Short task - Your task is to copy the listing exactly. Drop any pictures from the copy.
━━━━━━
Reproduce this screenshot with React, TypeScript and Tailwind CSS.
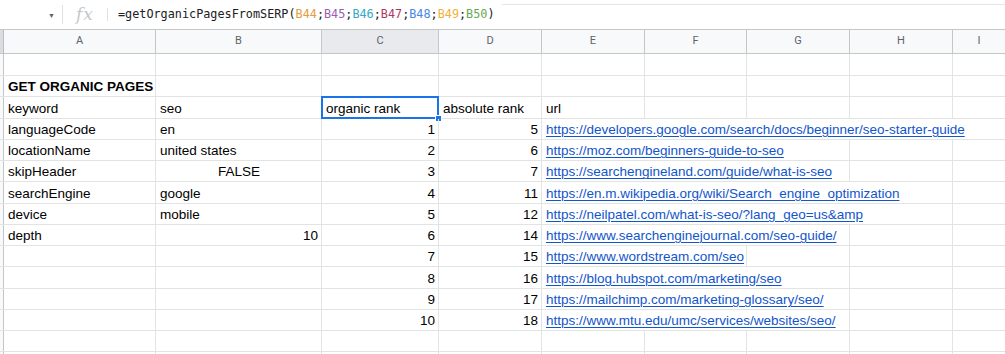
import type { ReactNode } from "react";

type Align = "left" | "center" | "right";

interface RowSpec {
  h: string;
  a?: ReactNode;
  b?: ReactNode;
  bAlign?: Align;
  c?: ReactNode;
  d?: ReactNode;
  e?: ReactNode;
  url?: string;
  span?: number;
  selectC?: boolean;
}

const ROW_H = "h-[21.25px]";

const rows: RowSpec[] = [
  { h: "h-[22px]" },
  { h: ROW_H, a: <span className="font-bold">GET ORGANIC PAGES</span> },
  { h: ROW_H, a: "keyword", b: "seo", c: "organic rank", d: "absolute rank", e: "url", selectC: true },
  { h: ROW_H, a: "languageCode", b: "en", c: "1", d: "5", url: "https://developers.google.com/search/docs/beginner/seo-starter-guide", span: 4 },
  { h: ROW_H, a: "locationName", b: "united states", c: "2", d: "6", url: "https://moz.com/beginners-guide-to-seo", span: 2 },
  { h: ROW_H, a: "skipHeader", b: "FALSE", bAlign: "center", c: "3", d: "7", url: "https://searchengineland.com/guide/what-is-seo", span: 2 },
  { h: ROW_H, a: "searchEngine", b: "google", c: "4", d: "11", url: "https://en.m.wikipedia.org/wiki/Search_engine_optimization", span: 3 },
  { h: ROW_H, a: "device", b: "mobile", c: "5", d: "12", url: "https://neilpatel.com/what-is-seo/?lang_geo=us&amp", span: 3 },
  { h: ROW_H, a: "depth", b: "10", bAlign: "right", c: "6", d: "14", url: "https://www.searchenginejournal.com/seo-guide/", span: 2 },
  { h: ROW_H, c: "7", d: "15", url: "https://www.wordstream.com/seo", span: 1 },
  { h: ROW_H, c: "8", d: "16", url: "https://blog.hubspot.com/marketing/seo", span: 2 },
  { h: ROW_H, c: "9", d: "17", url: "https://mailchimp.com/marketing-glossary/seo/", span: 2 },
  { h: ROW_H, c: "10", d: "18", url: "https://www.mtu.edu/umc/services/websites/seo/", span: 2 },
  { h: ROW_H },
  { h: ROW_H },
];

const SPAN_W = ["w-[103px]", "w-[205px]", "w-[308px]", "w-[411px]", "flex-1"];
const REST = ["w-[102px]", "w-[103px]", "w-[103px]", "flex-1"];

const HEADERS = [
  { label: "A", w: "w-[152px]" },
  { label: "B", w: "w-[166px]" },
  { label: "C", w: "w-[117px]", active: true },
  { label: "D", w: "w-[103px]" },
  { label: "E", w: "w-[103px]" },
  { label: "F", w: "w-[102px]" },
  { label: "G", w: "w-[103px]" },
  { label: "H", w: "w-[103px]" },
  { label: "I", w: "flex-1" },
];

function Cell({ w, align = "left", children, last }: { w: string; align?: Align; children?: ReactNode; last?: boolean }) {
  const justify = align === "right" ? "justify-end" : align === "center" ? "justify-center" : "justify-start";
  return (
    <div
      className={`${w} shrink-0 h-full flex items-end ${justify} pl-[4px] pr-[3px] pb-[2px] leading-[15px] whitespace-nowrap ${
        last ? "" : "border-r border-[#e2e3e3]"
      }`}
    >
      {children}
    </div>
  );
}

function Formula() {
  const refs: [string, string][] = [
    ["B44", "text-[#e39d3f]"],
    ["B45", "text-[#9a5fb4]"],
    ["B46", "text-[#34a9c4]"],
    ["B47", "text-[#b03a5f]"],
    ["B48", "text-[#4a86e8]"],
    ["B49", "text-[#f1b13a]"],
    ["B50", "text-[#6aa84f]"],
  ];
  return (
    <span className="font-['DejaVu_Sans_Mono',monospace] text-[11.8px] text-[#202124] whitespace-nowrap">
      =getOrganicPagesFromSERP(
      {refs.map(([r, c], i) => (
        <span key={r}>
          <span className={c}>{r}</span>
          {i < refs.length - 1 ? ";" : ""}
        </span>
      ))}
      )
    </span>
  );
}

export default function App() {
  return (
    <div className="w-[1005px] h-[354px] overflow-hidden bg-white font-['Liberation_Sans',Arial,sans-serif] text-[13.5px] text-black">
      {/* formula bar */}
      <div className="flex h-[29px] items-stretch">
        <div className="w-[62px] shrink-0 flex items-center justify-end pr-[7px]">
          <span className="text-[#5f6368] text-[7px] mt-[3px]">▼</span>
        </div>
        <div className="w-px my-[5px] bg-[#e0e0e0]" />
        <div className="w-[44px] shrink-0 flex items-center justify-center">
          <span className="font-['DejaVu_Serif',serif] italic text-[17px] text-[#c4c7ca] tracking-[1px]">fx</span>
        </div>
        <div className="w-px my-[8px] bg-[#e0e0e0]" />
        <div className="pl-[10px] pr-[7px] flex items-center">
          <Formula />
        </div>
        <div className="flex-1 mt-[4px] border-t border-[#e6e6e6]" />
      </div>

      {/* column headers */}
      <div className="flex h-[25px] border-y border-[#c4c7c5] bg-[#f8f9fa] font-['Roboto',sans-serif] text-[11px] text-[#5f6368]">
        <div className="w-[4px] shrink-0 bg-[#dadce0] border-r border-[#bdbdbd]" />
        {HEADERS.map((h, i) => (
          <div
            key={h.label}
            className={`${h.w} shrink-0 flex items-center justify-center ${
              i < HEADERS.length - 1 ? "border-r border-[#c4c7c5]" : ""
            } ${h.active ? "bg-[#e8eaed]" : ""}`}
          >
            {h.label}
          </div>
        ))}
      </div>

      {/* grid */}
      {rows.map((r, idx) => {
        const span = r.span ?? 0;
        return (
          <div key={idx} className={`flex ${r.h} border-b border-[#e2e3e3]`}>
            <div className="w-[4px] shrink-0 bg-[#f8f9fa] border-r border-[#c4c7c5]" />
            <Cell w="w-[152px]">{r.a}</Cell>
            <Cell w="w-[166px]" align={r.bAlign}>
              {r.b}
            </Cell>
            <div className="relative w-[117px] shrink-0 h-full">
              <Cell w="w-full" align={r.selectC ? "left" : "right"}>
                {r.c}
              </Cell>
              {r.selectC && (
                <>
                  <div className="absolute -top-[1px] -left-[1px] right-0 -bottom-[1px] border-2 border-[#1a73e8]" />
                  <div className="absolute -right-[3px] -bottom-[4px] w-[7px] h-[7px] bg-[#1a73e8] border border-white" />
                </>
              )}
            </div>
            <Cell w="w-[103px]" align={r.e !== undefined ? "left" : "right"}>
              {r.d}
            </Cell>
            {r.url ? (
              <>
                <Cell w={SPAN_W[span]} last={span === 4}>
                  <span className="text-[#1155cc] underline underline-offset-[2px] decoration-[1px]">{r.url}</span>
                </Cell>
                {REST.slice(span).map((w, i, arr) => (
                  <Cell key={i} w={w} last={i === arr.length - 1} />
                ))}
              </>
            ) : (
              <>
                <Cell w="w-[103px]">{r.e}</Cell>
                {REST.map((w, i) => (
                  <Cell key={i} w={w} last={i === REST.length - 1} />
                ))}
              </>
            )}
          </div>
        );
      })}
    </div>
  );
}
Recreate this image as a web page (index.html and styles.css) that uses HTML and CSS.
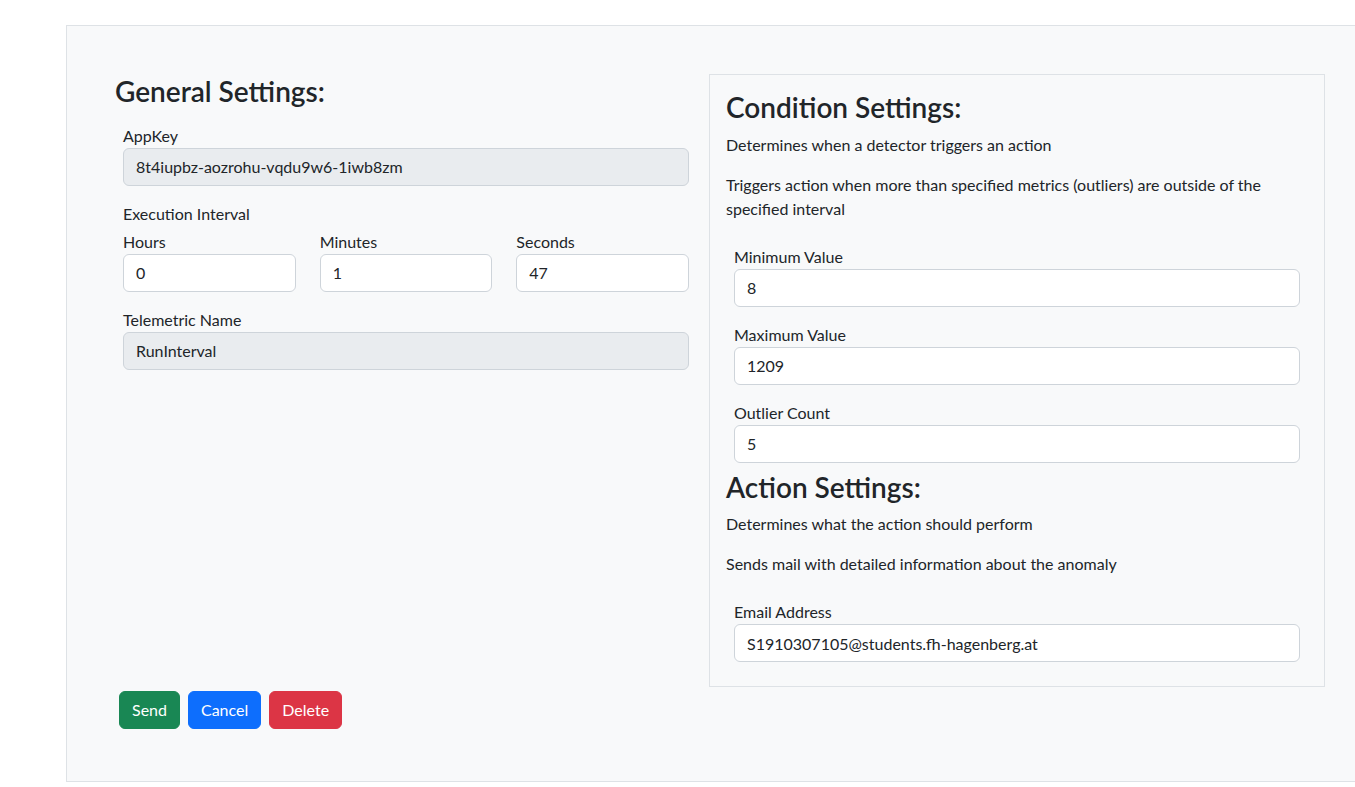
━━━━━━
Result of this exercise -
Reproduce this screenshot with React, TypeScript and Tailwind CSS.
import type { ReactNode } from "react";

type Align = "left" | "center" | "right";

interface RowSpec {
  h: string;
  a?: ReactNode;
  b?: ReactNode;
  bAlign?: Align;
  c?: ReactNode;
  d?: ReactNode;
  e?: ReactNode;
  url?: string;
  span?: number;
  selectC?: boolean;
}

const ROW_H = "h-[21.25px]";

const rows: RowSpec[] = [
  { h: "h-[22px]" },
  { h: ROW_H, a: <span className="font-bold">GET ORGANIC PAGES</span> },
  { h: ROW_H, a: "keyword", b: "seo", c: "organic rank", d: "absolute rank", e: "url", selectC: true },
  { h: ROW_H, a: "languageCode", b: "en", c: "1", d: "5", url: "https://developers.google.com/search/docs/beginner/seo-starter-guide", span: 4 },
  { h: ROW_H, a: "locationName", b: "united states", c: "2", d: "6", url: "https://moz.com/beginners-guide-to-seo", span: 2 },
  { h: ROW_H, a: "skipHeader", b: "FALSE", bAlign: "center", c: "3", d: "7", url: "https://searchengineland.com/guide/what-is-seo", span: 2 },
  { h: ROW_H, a: "searchEngine", b: "google", c: "4", d: "11", url: "https://en.m.wikipedia.org/wiki/Search_engine_optimization", span: 3 },
  { h: ROW_H, a: "device", b: "mobile", c: "5", d: "12", url: "https://neilpatel.com/what-is-seo/?lang_geo=us&amp", span: 3 },
  { h: ROW_H, a: "depth", b: "10", bAlign: "right", c: "6", d: "14", url: "https://www.searchenginejournal.com/seo-guide/", span: 2 },
  { h: ROW_H, c: "7", d: "15", url: "https://www.wordstream.com/seo", span: 1 },
  { h: ROW_H, c: "8", d: "16", url: "https://blog.hubspot.com/marketing/seo", span: 2 },
  { h: ROW_H, c: "9", d: "17", url: "https://mailchimp.com/marketing-glossary/seo/", span: 2 },
  { h: ROW_H, c: "10", d: "18", url: "https://www.mtu.edu/umc/services/websites/seo/", span: 2 },
  { h: ROW_H },
  { h: ROW_H },
];

const SPAN_W = ["w-[103px]", "w-[205px]", "w-[308px]", "w-[411px]", "flex-1"];
const REST = ["w-[102px]", "w-[103px]", "w-[103px]", "flex-1"];

const HEADERS = [
  { label: "A", w: "w-[152px]" },
  { label: "B", w: "w-[166px]" },
  { label: "C", w: "w-[117px]", active: true },
  { label: "D", w: "w-[103px]" },
  { label: "E", w: "w-[103px]" },
  { label: "F", w: "w-[102px]" },
  { label: "G", w: "w-[103px]" },
  { label: "H", w: "w-[103px]" },
  { label: "I", w: "flex-1" },
];

function Cell({ w, align = "left", children, last }: { w: string; align?: Align; children?: ReactNode; last?: boolean }) {
  const justify = align === "right" ? "justify-end" : align === "center" ? "justify-center" : "justify-start";
  return (
    <div
      className={`${w} shrink-0 h-full flex items-end ${justify} pl-[4px] pr-[3px] pb-[2px] leading-[15px] whitespace-nowrap ${
        last ? "" : "border-r border-[#e2e3e3]"
      }`}
    >
      {children}
    </div>
  );
}

function Formula() {
  const refs: [string, string][] = [
    ["B44", "text-[#e39d3f]"],
    ["B45", "text-[#9a5fb4]"],
    ["B46", "text-[#34a9c4]"],
    ["B47", "text-[#b03a5f]"],
    ["B48", "text-[#4a86e8]"],
    ["B49", "text-[#f1b13a]"],
    ["B50", "text-[#6aa84f]"],
  ];
  return (
    <span className="font-['DejaVu_Sans_Mono',monospace] text-[11.8px] text-[#202124] whitespace-nowrap">
      =getOrganicPagesFromSERP(
      {refs.map(([r, c], i) => (
        <span key={r}>
          <span className={c}>{r}</span>
          {i < refs.length - 1 ? ";" : ""}
        </span>
      ))}
      )
    </span>
  );
}

export default function App() {
  return (
    <div className="w-[1005px] h-[354px] overflow-hidden bg-white font-['Liberation_Sans',Arial,sans-serif] text-[13.5px] text-black">
      {/* formula bar */}
      <div className="flex h-[29px] items-stretch">
        <div className="w-[62px] shrink-0 flex items-center justify-end pr-[7px]">
          <span className="text-[#5f6368] text-[7px] mt-[3px]">▼</span>
        </div>
        <div className="w-px my-[5px] bg-[#e0e0e0]" />
        <div className="w-[44px] shrink-0 flex items-center justify-center">
          <span className="font-['DejaVu_Serif',serif] italic text-[17px] text-[#c4c7ca] tracking-[1px]">fx</span>
        </div>
        <div className="w-px my-[8px] bg-[#e0e0e0]" />
        <div className="pl-[10px] pr-[7px] flex items-center">
          <Formula />
        </div>
        <div className="flex-1 mt-[4px] border-t border-[#e6e6e6]" />
      </div>

      {/* column headers */}
      <div className="flex h-[25px] border-y border-[#c4c7c5] bg-[#f8f9fa] font-['Roboto',sans-serif] text-[11px] text-[#5f6368]">
        <div className="w-[4px] shrink-0 bg-[#dadce0] border-r border-[#bdbdbd]" />
        {HEADERS.map((h, i) => (
          <div
            key={h.label}
            className={`${h.w} shrink-0 flex items-center justify-center ${
              i < HEADERS.length - 1 ? "border-r border-[#c4c7c5]" : ""
            } ${h.active ? "bg-[#e8eaed]" : ""}`}
          >
            {h.label}
          </div>
        ))}
      </div>

      {/* grid */}
      {rows.map((r, idx) => {
        const span = r.span ?? 0;
        return (
          <div key={idx} className={`flex ${r.h} border-b border-[#e2e3e3]`}>
            <div className="w-[4px] shrink-0 bg-[#f8f9fa] border-r border-[#c4c7c5]" />
            <Cell w="w-[152px]">{r.a}</Cell>
            <Cell w="w-[166px]" align={r.bAlign}>
              {r.b}
            </Cell>
            <div className="relative w-[117px] shrink-0 h-full">
              <Cell w="w-full" align={r.selectC ? "left" : "right"}>
                {r.c}
              </Cell>
              {r.selectC && (
                <>
                  <div className="absolute -top-[1px] -left-[1px] right-0 -bottom-[1px] border-2 border-[#1a73e8]" />
                  <div className="absolute -right-[3px] -bottom-[4px] w-[7px] h-[7px] bg-[#1a73e8] border border-white" />
                </>
              )}
            </div>
            <Cell w="w-[103px]" align={r.e !== undefined ? "left" : "right"}>
              {r.d}
            </Cell>
            {r.url ? (
              <>
                <Cell w={SPAN_W[span]} last={span === 4}>
                  <span className="text-[#1155cc] underline underline-offset-[2px] decoration-[1px]">{r.url}</span>
                </Cell>
                {REST.slice(span).map((w, i, arr) => (
                  <Cell key={i} w={w} last={i === arr.length - 1} />
                ))}
              </>
            ) : (
              <>
                <Cell w="w-[103px]">{r.e}</Cell>
                {REST.map((w, i) => (
                  <Cell key={i} w={w} last={i === REST.length - 1} />
                ))}
              </>
            )}
          </div>
        );
      })}
    </div>
  );
}
Recreate this image as a web page (index.html and styles.css) that uses HTML and CSS.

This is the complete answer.